Friday, August 27, 2010

Telemetry Cardiac Monitoring System Unit Picture: Wow!

At the center of every hospital's telemetry cardiac monitoring support system are the men and women who sit in front of these telemetry cardiac monitors 24 hours a day, seven days a week.  I have no idea what all these green, orange, purple and yellow sticky tags are for in the picture below.  It looks like organized chaos to me.  I'm sure there is a method to the madness. 

This is nothing like the central telemetry cardiac monitoring support at the VA hospital I trained at ten years ago. Their idea was to slap a bunch of telemetry monitors in the nurses station 20 feet away from the break room with no 24 hour support staff.  Guess what happened if the patient went into sustained ventricular tachycardia.  The monitor would start beeping but nobody would pay attention, because the darn things were beeping all day long and there was nobody sitting there watching deadily heart rhythms fly by.

Contrast that with this monitoring system were nothing gets past them.  Lord knows I've had my fair share of 3 am calls from the floor nurse letting me know that the telemetry nurse experts called to notify her of a one beat run of SVT and asking me what I want to do about it.  That's when it's time to discontinue the telemetry.  

We put way too many people on telemetry in the hospital.  Why,  I ask.  Why do we do it?  We are just going to find something we don't want to find.  What are we going to do about that 17 beat asymptomatic burst of SVT in an 87 year old admitted with cellulitis?
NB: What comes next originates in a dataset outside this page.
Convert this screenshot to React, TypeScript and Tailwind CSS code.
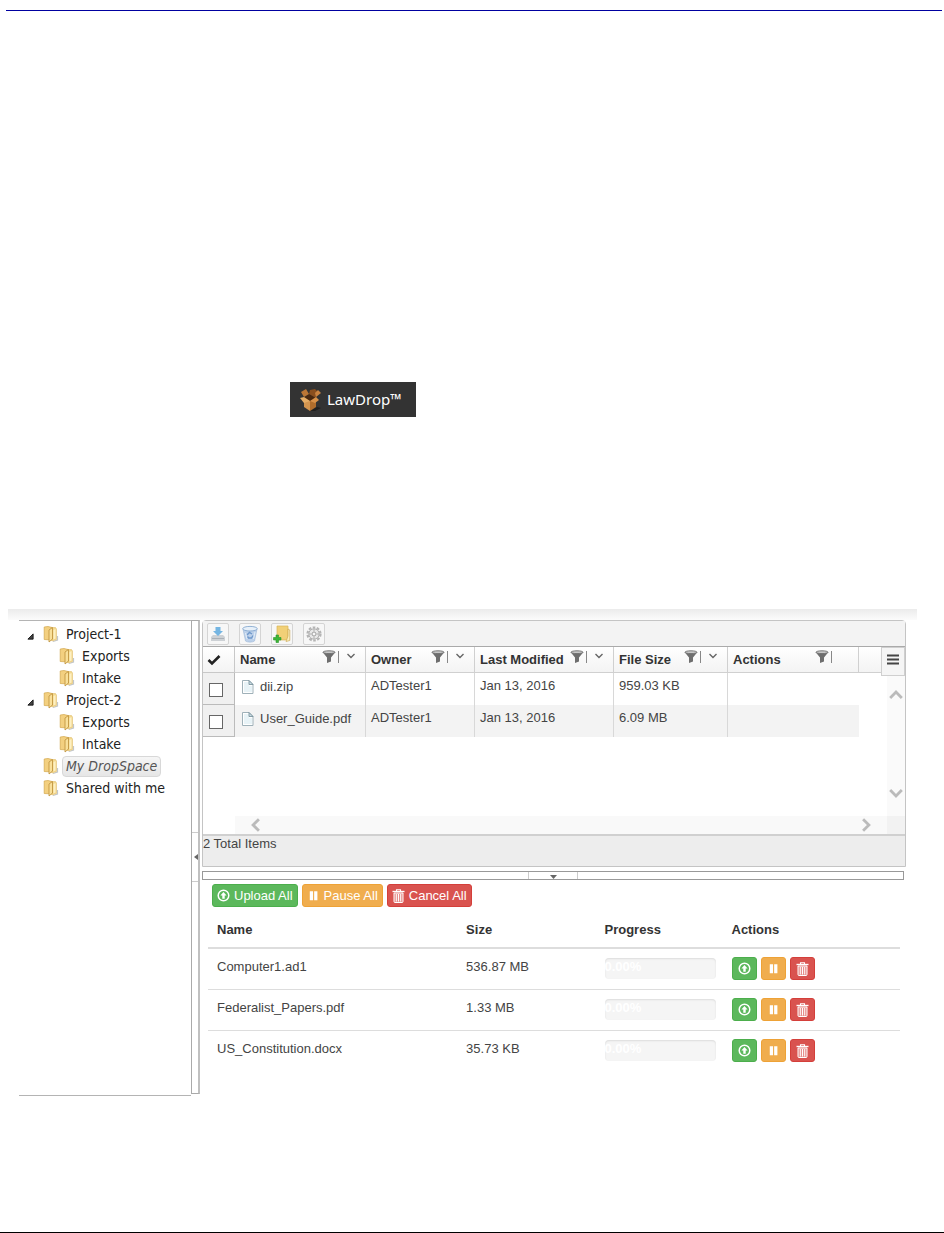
import { useState } from 'react';
import clsx from 'clsx';

interface TreeNode {
  label: string;
  level: number;
  expandable?: boolean;
}

const TREE: TreeNode[] = [
  { label: 'Project-1', level: 0, expandable: true },
  { label: 'Exports', level: 1 },
  { label: 'Intake', level: 1 },
  { label: 'Project-2', level: 0, expandable: true },
  { label: 'Exports', level: 1 },
  { label: 'Intake', level: 1 },
  { label: 'My DropSpace', level: 0 },
  { label: 'Shared with me', level: 0 },
];

const COLUMNS = [
  { label: 'Name', width: 'w-[131px]', sortable: true },
  { label: 'Owner', width: 'w-[109px]', sortable: true },
  { label: 'Last Modified', width: 'w-[139px]', sortable: true },
  { label: 'File Size', width: 'w-[114px]', sortable: true },
  { label: 'Actions', width: 'w-[131px]', sortable: false },
];

const FILES = [
  { name: 'dii.zip', owner: 'ADTester1', modified: 'Jan 13, 2016', size: '959.03 KB' },
  { name: 'User_Guide.pdf', owner: 'ADTester1', modified: 'Jan 13, 2016', size: '6.09 MB' },
];

const UPLOADS = [
  { name: 'Computer1.ad1', size: '536.87 MB' },
  { name: 'Federalist_Papers.pdf', size: '1.33 MB' },
  { name: 'US_Constitution.docx', size: '35.73 KB' },
];

function FolderIcon() {
  return (
    <svg className="h-[18px] w-4 shrink-0" viewBox="0 0 16 18" fill="none">
      <path d="M10 16.500l4.500-1.500v-4" stroke="#c2c6ca" strokeWidth="1.200" />
      <path d="M7 2.500h5.500l1 1.500v10.500L9 16z" fill="#f3d88c" stroke="#e0bf70" strokeWidth=".6" />
      <path d="M10.500 5l2-1v9.500l-2 1z" fill="#fdf0c4" />
      <path d="M1.200 2L5 1.500l4 1V15l-7.800-.5z" fill="#f3d080" stroke="#d3a64a" strokeWidth=".7" />
      <path d="M6 5l3.500-2.500V14L6 17z" fill="#f9e09a" stroke="#bd8f38" strokeWidth=".8" />
    </svg>
  );
}

function BoxIcon() {
  return (
    <svg className="h-6 w-6 shrink-0" viewBox="0 0 24 24">
      <path d="M11 23l7-4 4 1-6 3z" fill="#1f1f1f" />
      <path d="M5 10l6 3v10l-6-4z" fill="#d4954f" />
      <path d="M11 13l6-3v9l-6 4z" fill="#b06d2c" />
      <path d="M5 10l5-4 7 4-6 3z" fill="#4a280e" />
      <path d="M10 6l1-4 5-1 2 2-1 7z" fill="#8a4f1e" />
      <path d="M5 9L2 4l5-3 3 5z" fill="#bb7635" />
      <path d="M5 9l-4 1 4 5 6-2z" fill="#e6ad66" />
      <path d="M17 9l5-4-3-3-3 3z" fill="#c98340" />
      <path d="M17 9l3 3-4 3-5-2z" fill="#d89148" />
    </svg>
  );
}

function FileIcon() {
  return (
    <svg className="h-4 w-3 shrink-0" viewBox="0 0 12 16" fill="none">
      <path d="M.5 1.500h6.500l4 4V14.500H.5z" fill="#fff" stroke="#9fb1b9" />
      <path d="M2 3h5v4h3v6H2z" fill="#e8f3f7" />
      <path d="M7 1.500v4h4z" fill="#cbdce4" stroke="#6f8a96" strokeWidth=".8" />
    </svg>
  );
}

function FilterIcon() {
  return (
    <svg className="h-[14px] w-[14px]" viewBox="0 0 14 14">
      <path d="M.5 2L5 7.500V13l4-1.500v-4L13.500 2z" fill="#6e6e6e" />
      <ellipse cx="7" cy="2.200" rx="6" ry="1.400" fill="#c8c8c8" stroke="#6e6e6e" strokeWidth=".9" />
    </svg>
  );
}

function Chevron({ d, className }: { d: string; className: string }) {
  return (
    <svg className={className} viewBox="0 0 12 12" fill="none" stroke="currentColor">
      <path d={d} />
    </svg>
  );
}

function UploadIcon() {
  return (
    <svg className="h-[13px] w-[13px] shrink-0" viewBox="0 0 14 14">
      <circle cx="7" cy="7" r="5.700" fill="none" stroke="#fff" strokeWidth="1.600" />
      <path d="M7 3.200L10.300 7H8.300v3.500H5.700V7H3.700z" fill="#fff" />
    </svg>
  );
}

function PauseIcon() {
  return (
    <svg className="h-[13px] w-[13px] shrink-0" viewBox="0 0 14 14" fill="#fff">
      <path d="M3 2.500h3.500v9.500H3zM7.700 2.500h3.500v9.500H7.700z" />
    </svg>
  );
}

function TrashIcon() {
  return (
    <svg className="h-[14px] w-[13px] shrink-0" viewBox="0 0 13 14" fill="none" stroke="#fff">
      <path d="M4.500 2V.7h4V2" strokeWidth="1.100" />
      <path d="M.5 2.500h12" strokeWidth="1.400" />
      <path d="M2 4h9v8.500a1 1 0 0 1-1 1H3a1 1 0 0 1-1-1z" fill="#fff" fillOpacity=".35" />
      <path d="M4.300 5v7.500M6.500 5v7.500M8.700 5v7.500" />
    </svg>
  );
}

function DownloadTool() {
  return (
    <svg className="h-4 w-4" viewBox="0 0 16 16">
      <path d="M3 9h10l2 2v4H1v-4z" fill="#cdd1d5" />
      <path d="M2 12.500h12" stroke="#aab1b8" />
      <path d="M5.500 1h5v4H13L8 10 3 5h2.500z" fill="#74b5e2" />
    </svg>
  );
}

function BinTool() {
  return (
    <svg className="h-[18px] w-[18px]" viewBox="0 0 18 18">
      <path d="M2 4l2.500 12c2 1.500 7 1.500 9 0L16 4z" fill="#bdd1ea" stroke="#9cb7d6" strokeWidth=".6" />
      <ellipse cx="9" cy="3.700" rx="7.300" ry="2.300" fill="#e7f0f9" stroke="#87a9cf" strokeWidth=".9" />
      <path d="M6 10l2.500-2.500L11 9M12 10.500L10.500 13H7.500L6.500 11.500" fill="none" stroke="#6f98cb" strokeWidth="1.400" />
      <path d="M4.500 8l1.500 6M14 7l-1.500 7" stroke="#e3edf7" />
    </svg>
  );
}

function NewFolderTool() {
  return (
    <svg className="h-[18px] w-[18px]" viewBox="0 0 18 18">
      <path d="M4 1h11v14H4z" fill="#f1d077" stroke="#d8b45a" strokeWidth=".7" />
      <path d="M15 4l1.800 1v10.500L13 16.500 15 11z" fill="#fbeeba" stroke="#cdaa54" strokeWidth=".7" />
      <path d="M3 10h2.500v2.500H8V15H5.500v2.500H3V15H.5v-2.500H3z" fill="#3cb637" stroke="#2c952b" strokeWidth=".6" />
    </svg>
  );
}

function GearTool() {
  return (
    <svg className="h-4 w-4" viewBox="0 0 16 16" fill="none">
      <circle cx="8" cy="8" r="6.500" stroke="#b4b4b4" strokeWidth="2.200" strokeDasharray="2.600 1.480" />
      <circle cx="8" cy="8" r="5.200" fill="#e8e8e8" stroke="#b0b0b0" />
      <circle cx="8" cy="8" r="2" fill="#f7f7f7" stroke="#a0a0a0" />
      <path d="M8 3v2.500M8 10.500V13M3 8h2.500M10.500 8H13" stroke="#b0b0b0" />
    </svg>
  );
}

const TOOLS = [
  { label: 'Download', icon: <DownloadTool /> },
  { label: 'Delete', icon: <BinTool /> },
  { label: 'New folder', icon: <NewFolderTool /> },
  { label: 'Settings', icon: <GearTool /> },
];

const UPLOAD_ACTIONS = [
  { label: 'Upload', color: 'bg-[#5cb85c] border-[#4cae4c]', icon: <UploadIcon /> },
  { label: 'Pause', color: 'bg-[#f0ad4e] border-[#eea236]', icon: <PauseIcon /> },
  { label: 'Cancel', color: 'bg-[#d9534f] border-[#d43f3a]', icon: <TrashIcon /> },
];

function FolderTree() {
  const [selected, setSelected] = useState(6);

  return (
    <nav className="w-[172px] shrink-0 border-y border-[#b4b4b4] pt-[2px] font-['DejaVu_Sans_Condensed','DejaVu_Sans',sans-serif] text-[14px] leading-[18px] text-[#222]">
      <ul>
        {TREE.map((node, i) => (
          <li key={i} className={clsx('flex h-[22px] items-center', node.level === 0 ? 'pl-2' : 'pl-6')}>
            <span className="flex w-4 shrink-0">
              {node.expandable && (
                <svg className="mt-1 h-[7px] w-[7px]" viewBox="0 0 8 8">
                  <path d="M7 1v6H1z" fill="#444" stroke="#111" />
                </svg>
              )}
            </span>
            <FolderIcon />
            <button
              onClick={() => setSelected(i)}
              className={clsx(
                'ml-[3px] h-[21px] rounded-sm border px-[3px] whitespace-nowrap',
                selected === i
                  ? 'border-[#d8d8d8] bg-linear-to-b from-[#f6f6f6] to-[#e6e6e6] text-[#555] italic'
                  : 'border-transparent',
              )}
            >
              {node.label}
            </button>
          </li>
        ))}
      </ul>
    </nav>
  );
}

function FileGrid() {
  return (
    <section className="rounded-t-sm border border-[#c4c4c4]">
      <div className="flex h-[26px] items-center gap-[10px] border-b border-[#aaa] bg-[#f3f3f3] px-1">
        {TOOLS.map((tool) => (
          <button
            key={tool.label}
            aria-label={tool.label}
            className="flex h-[22px] w-[22px] items-center justify-center rounded-xs border border-[#d4d4d4] bg-[#f7f7f7]"
          >
            {tool.icon}
          </button>
        ))}
      </div>

      <div className="flex">
        <table className="flex-1 table-fixed border-separate border-spacing-0 self-start text-left text-[13px] leading-4 text-[#444]">
          <thead>
            <tr className="h-[26px] bg-linear-to-b from-white to-[#f3f3f3] text-[#333]">
              <th className="w-8 border-r border-b border-[#c8c8c8] p-0 pl-1">
                <svg className="h-3 w-[14px]" viewBox="0 0 14 12" fill="none" stroke="#222" strokeWidth="2.600">
                  <path d="M1.500 6l3.500 3.500L12.500 2" />
                </svg>
              </th>
              {COLUMNS.map((col) => (
                <th key={col.label} className={clsx('border-r border-b border-[#d0d0d0] p-0 pl-[5px]', col.width)}>
                  <div className="flex items-center">
                    <span className="flex-1 whitespace-nowrap">{col.label}</span>
                    <span className="flex items-center pb-[6px] text-[#666]">
                      <FilterIcon />
                      <span className="ml-[2px] h-3 w-px bg-[#888]" />
                      {col.sortable ? (
                        <Chevron d="M2.500 3L6 6.500 9.500 3" className="mr-2 ml-[6px] h-3 w-3 stroke-[1.400]" />
                      ) : (
                        <span className="w-[26px]" />
                      )}
                    </span>
                  </div>
                </th>
              ))}
              <th className="border-b border-[#d0d0d0] p-0" />
            </tr>
          </thead>
          <tbody>
            {FILES.map((file, i) => (
              <tr key={file.name} className={clsx('h-8 align-top', i % 2 === 1 && 'bg-[#f3f3f3]')}>
                <td className="border-r border-b border-[#bbb] bg-[#f0f0f0] p-0 pt-[10px] pl-[6px]">
                  <input
                    type="checkbox"
                    aria-label={`Select ${file.name}`}
                    className="block h-[14px] w-[14px] appearance-none border border-[#666] bg-white"
                  />
                </td>
                <td className="border-r border-[#d8d8d8] p-0 pt-[6px] pl-[7px]">
                  <span className="flex items-center gap-[6px]">
                    <FileIcon />
                    {file.name}
                  </span>
                </td>
                <td className="border-r border-[#d8d8d8] p-0 pt-[5px] pl-[5px]">{file.owner}</td>
                <td className="border-r border-[#d8d8d8] p-0 pt-[5px] pl-[5px]">{file.modified}</td>
                <td className="border-r border-[#d8d8d8] p-0 pt-[5px] pl-[5px]">{file.size}</td>
                <td className="p-0" />
                <td className="bg-white p-0" />
              </tr>
            ))}
          </tbody>
        </table>

        <div className="flex h-[169px] w-6 shrink-0 flex-col items-end">
          <button
            aria-label="Grid menu"
            className="flex h-[29px] w-6 items-start justify-center border border-[#cfcfcf] bg-[#f5f5f5] pt-[6px]"
          >
            <svg className="h-[11px] w-3" viewBox="0 0 12 11" stroke="#444" strokeWidth="1.800">
              <path d="M0 1.500h12M0 5.500h12M0 9.500h12" />
            </svg>
          </button>
          <div className="flex w-[18px] flex-1 flex-col items-center justify-between bg-[#fafafa] pt-3 pb-4 text-[#bbb]">
            <button aria-label="Scroll up">
              <Chevron d="M1 8.500L6 3.500l5 5" className="h-[14px] w-[14px] stroke-[2.400]" />
            </button>
            <button aria-label="Scroll down">
              <Chevron d="M1 3.500l5 5 5-5" className="h-[14px] w-[14px] stroke-[2.400]" />
            </button>
          </div>
        </div>
      </div>

      <div className="ml-8 flex h-[18px] items-center bg-[#f9f9f9] text-[#bbb]">
        <button aria-label="Scroll left" className="ml-[14px]">
          <Chevron d="M8.500 1l-5 5 5 5" className="h-[14px] w-[14px] stroke-[2.400]" />
        </button>
        <button aria-label="Scroll right" className="mr-[14px] ml-auto">
          <Chevron d="M3.500 1l5 5-5 5" className="h-[14px] w-[14px] stroke-[2.400]" />
        </button>
        <span className="h-full w-[18px] bg-[#f2f2f2]" />
      </div>

      <div className="h-8 border-t-2 border-[#d0d0d0] bg-[#ededed] text-[13px] leading-4 text-[#444]">
        2 Total Items
      </div>
    </section>
  );
}

function UploadQueue() {
  return (
    <section className="px-[6px] pt-1 text-[13px] text-[#444]">
      <div className="flex gap-1 pl-1">
        {UPLOAD_ACTIONS.map((action) => (
          <button
            key={action.label}
            className={clsx(
              'flex h-[23px] items-center gap-1 rounded-[3px] border px-1 whitespace-nowrap text-white',
              action.color,
            )}
          >
            {action.icon}
            {action.label} All
          </button>
        ))}
      </div>

      <table className="w-full table-fixed text-left leading-[18px]">
        <thead>
          <tr className="h-[41px] border-b-2 border-[#ddd] text-[#333]">
            <th className="w-[36%] p-0 pt-[6px] pl-[9px]">Name</th>
            <th className="w-[20%] p-0 pt-[6px] pl-[9px]">Size</th>
            <th className="w-[127px] p-0 pt-[6px] pl-[9px]">Progress</th>
            <th className="p-0 pt-[6px] pl-[9px]">Actions</th>
          </tr>
        </thead>
        <tbody>
          {UPLOADS.map((file) => (
            <tr key={file.name} className="h-[41px] border-b border-[#ddd] last:border-b-0">
              <td className="p-0 pb-1 pl-[9px]">{file.name}</td>
              <td className="p-0 pb-1 pl-[9px]">{file.size}</td>
              <td className="p-0 pr-[7px] pl-[9px]">
                <div
                  role="progressbar"
                  aria-label={`${file.name} progress`}
                  aria-valuenow={0}
                  className="h-[21px] rounded-sm bg-[#f5f5f5] text-[13px] leading-[18px] font-bold text-white inset-shadow-[0_1px_2px_rgba(0,0,0,0.1)]"
                >
                  0.00%
                </div>
              </td>
              <td className="p-0 pl-[9px]">
                <div className="flex gap-1">
                  {UPLOAD_ACTIONS.map((action) => (
                    <button
                      key={action.label}
                      aria-label={`${action.label} ${file.name}`}
                      className={clsx(
                        'flex h-[23px] w-[25px] items-center justify-center rounded-[3px] border',
                        action.color,
                      )}
                    >
                      {action.icon}
                    </button>
                  ))}
                </div>
              </td>
            </tr>
          ))}
        </tbody>
      </table>
    </section>
  );
}

export default function App() {
  return (
    <div className="border-b border-black bg-white pt-[10px] pb-[136px] font-['Liberation_Sans',Arial,sans-serif]">
      <hr className="mr-[2px] ml-[6px] border-t border-[#0000a0]" />

      <div className="pt-[371px] pl-[290px]">
        <button className="flex h-[35px] w-[126px] items-center gap-1 bg-[#333] pl-[9px] font-['Noto_Sans',sans-serif] text-[15px] text-white">
          <BoxIcon />
          LawDrop™
        </button>
      </div>

      <main className="mt-48 mr-[27px] ml-2">
        <div className="h-[11px] bg-linear-to-b from-[#ebebeb] to-[#fcfcfc]" />
        <div className="flex pr-[11px] pl-[11px]">
          <FolderTree />
          <div className="mb-[2px] flex w-[9px] shrink-0 flex-col justify-center border border-r-2 border-[#aaa] border-r-[#c0c0c0]">
            <button
              aria-label="Collapse folders"
              className="flex h-[50px] items-center justify-end border-y border-[#ccc]"
            >
              <svg className="h-[6px] w-1" viewBox="0 0 4 6">
                <path d="M4 0v6L0 3z" fill="#666" />
              </svg>
            </button>
          </div>

          <div className="ml-[2px] min-w-0 flex-1">
            <FileGrid />
            <div className="mt-1 mr-[2px] flex h-[9px] justify-center border border-[#999]">
              <button aria-label="Collapse uploads" className="flex w-[50px] items-end justify-center border-x border-[#ccc]">
                <svg className="h-1 w-[7px]" viewBox="0 0 7 4">
                  <path d="M0 0h7L3.500 4z" fill="#666" />
                </svg>
              </button>
            </div>
            <UploadQueue />
            <div className="h-[25px]" />
          </div>
        </div>
      </main>
    </div>
  );
}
Nothing.  Just leave it alone.  And all those cardiac patients with paced rhythms.  Day after day after day of paced telemetry rhythm strips.  For the love of God, just stop it already. Do you know how much money we are wasting every day we write for telemetry?   Just stop it already. 


One thing our hospitalist group has done is implement a daily telemetry check list we evaluate on our morning rounds to decide whether telemetry should be discontinued on that day.  Reducing telemetry usage is one of the things I'd like to implement in my desires for a hospital wide daily medical checklist.  On a side note, you didn't think I would ignore that delicious piece of fruit sitting at the counter, did you?  I thought  food and drink was prohibited at the nurses station.  Do you tele folks get a policy waiver?